Computing

Scientific Computing at NCEAS

At NCEAS, we regard modern ecology as a synthetic, integrative, and collaborative science. This means much more than simply communicating results via publications and presentations. The underlying data and analyses are themselves valuable products of scientific investigation, and their re-use and synthesis frequently opens novel avenues of research. We recognize that this new paradigm places several unfamiliar demands on many ecologists, who often work exclusively with their own data. First, our scientists increasingly require informatics and analytical approaches that can effectively handle larger-scale, longer-term, and thematically diverse information as inputs. Second, scientists must be prepared to use computer applications that generate reusable workflows (e.g., analytical procedures) and replicable results that are well-documented. This is very different from the antiquated model of describing workflows only with terse text in publications, and archiving quantitative output only in the form of streamlined tables and figures. NCEAS provides both tools and training to facilitate this transition, helping ecologists not only to use existing technologies more effectively, but also to adopt new technologies where relevant. Our experiences have demonstrated that exposure to these methods can increase the productivity of individual ecologists who use them, allow NCEAS working groups to collaborate far more productively, and ultimately preserve the scientific value of all analytical and data products.

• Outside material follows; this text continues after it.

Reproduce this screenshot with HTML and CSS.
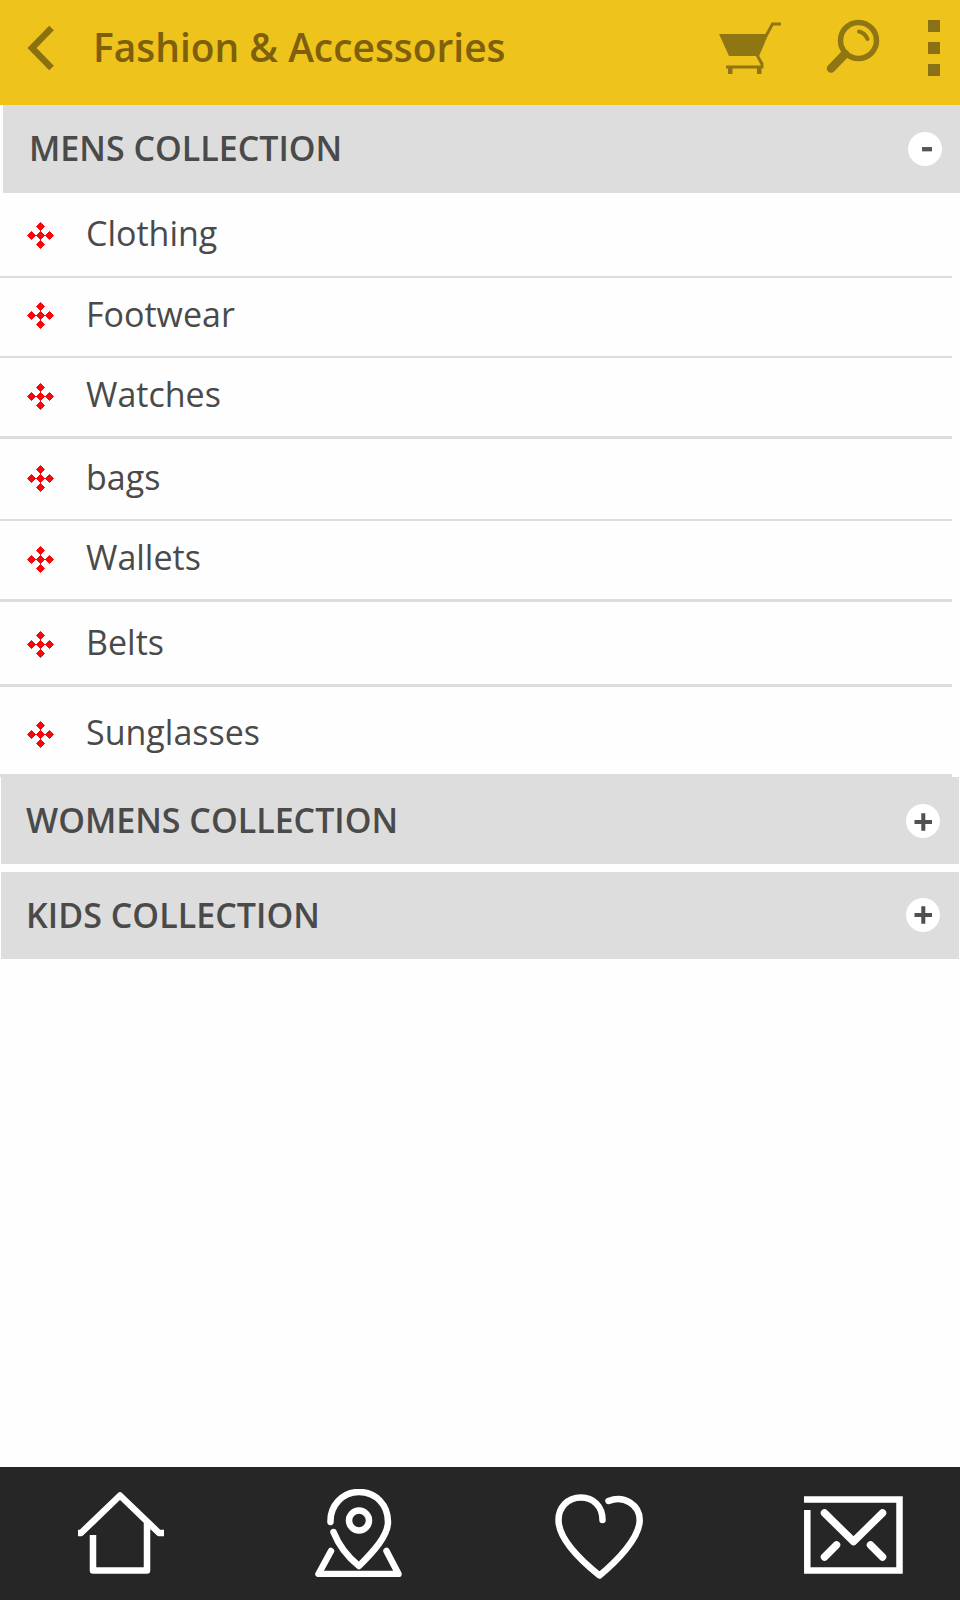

Our scientific computing services can be roughly broken into two major categories:

Analytics

Analytics includes statistical procedures, computational algorithms, numerical models, and other methods for framing and solving quantitative problems. We believe “one-off” solutions are of limited value to the research community, and indeed often of only short-term value to the researcher. Whenever possible, we actively seek and strongly advocate computational approaches that (1) can be easily shared among, and repeated by, collaborating scientists who may have different operating systems and limited access to software; (2) are transparent, reliable, and verifiable; (3) have reusable components that future researchers can implement to solve similar computational challenges; and (4) can be easily scaled to handle arbitrarily large problems of similar design.

The analytical software options available at NCEAS follow directly from these considerations. Although occasionally providing specialty programs (upon request) that do not meet all of these criteria, we have otherwise carefully assembled a powerful lineup of scripted, cross-platform, scalable applications that are well-supported, generate robust numerical results, and permit batch processing. Although these packages require an initial learning investment, and may seem intimidating to scientists familiar with only “point-and-click” software, we strongly argue that the long-term payoff is significant. We also favor applications that are open-source, allowing researchers to inspect, customize, and ultimately better understand the underlying algorithms and procedures. Finally, although we do support several large, proprietary software applications, we seek solutions that are low-cost and lightweight whenever this can be done without compromising the analysis; this approach maximizes sharing among working group collaborators who may have limited computing resources at their home institutions.

General quantitative analysis: For virtually any type of statistical analysis, we recommend and support R. R is open-source, cost free, highly flexible, widely used by academic scientists and statisticians, and supported by a remarkably extensive library of community-developed functions. We also support Matlab, which is often the preferred programming environment for ecologists developing simulation models and implementing other kinds of numerical analysis. Both of these applications are installed by default on NCEAS workstations and servers. Although the vast majority of analytical needs of NCEAS scientists are met by either R or Matlab, we can help you to develop custom solutions in other cases. If your computational demands exceed the capabilities of these applications and require finer-grained control of processing tasks and memory addressing, we can assist you with programming in lower-level languages such as C, C++, and Fortran.

Spatial analysis and mapping: For visualization of multi-layer maps and advanced GIS functionality, we offer both ESRI ArcGIS and the open-source GRASS GIS. However, ecologists often need to process and analyze spatial data in ways that do not actually require a GIS. In such cases, it is generally preferable to use simpler tools that can deliver results much more rapidly and with fewer data manipulations. If your project involves any mapping, spatial analysis, or geographic data manipulation, first check in with the scientific computing staff to identify optimal approaches that fit easily into your overall workflow.

High Performance Computing: Although many of our scientists find that their desktop computers are powerful enough to meet their needs, we also provide access to high performance computing resources. Our fast compute server boasts 44 powerful processing cores that share 384 GB of memory; this server thus provides a second option for running parallelized code, and can also be very useful for any computational task that is especially processor and/or memory-limited. Our computing experts can help you determine which solution is most appropriate, and help to get you up and running.

Informatics

Informatics provides both a strategic framework and specific tools for acquiring, handling, interpreting, and storing data in a useful and efficient manner. Because of the extremely heterogeneous nature of ecological data, NCEAS scientists often face special informatics challenges. In addition to providing advice and ready-to-use tools for managing data, NCEAS is also a leader of novel research in this area.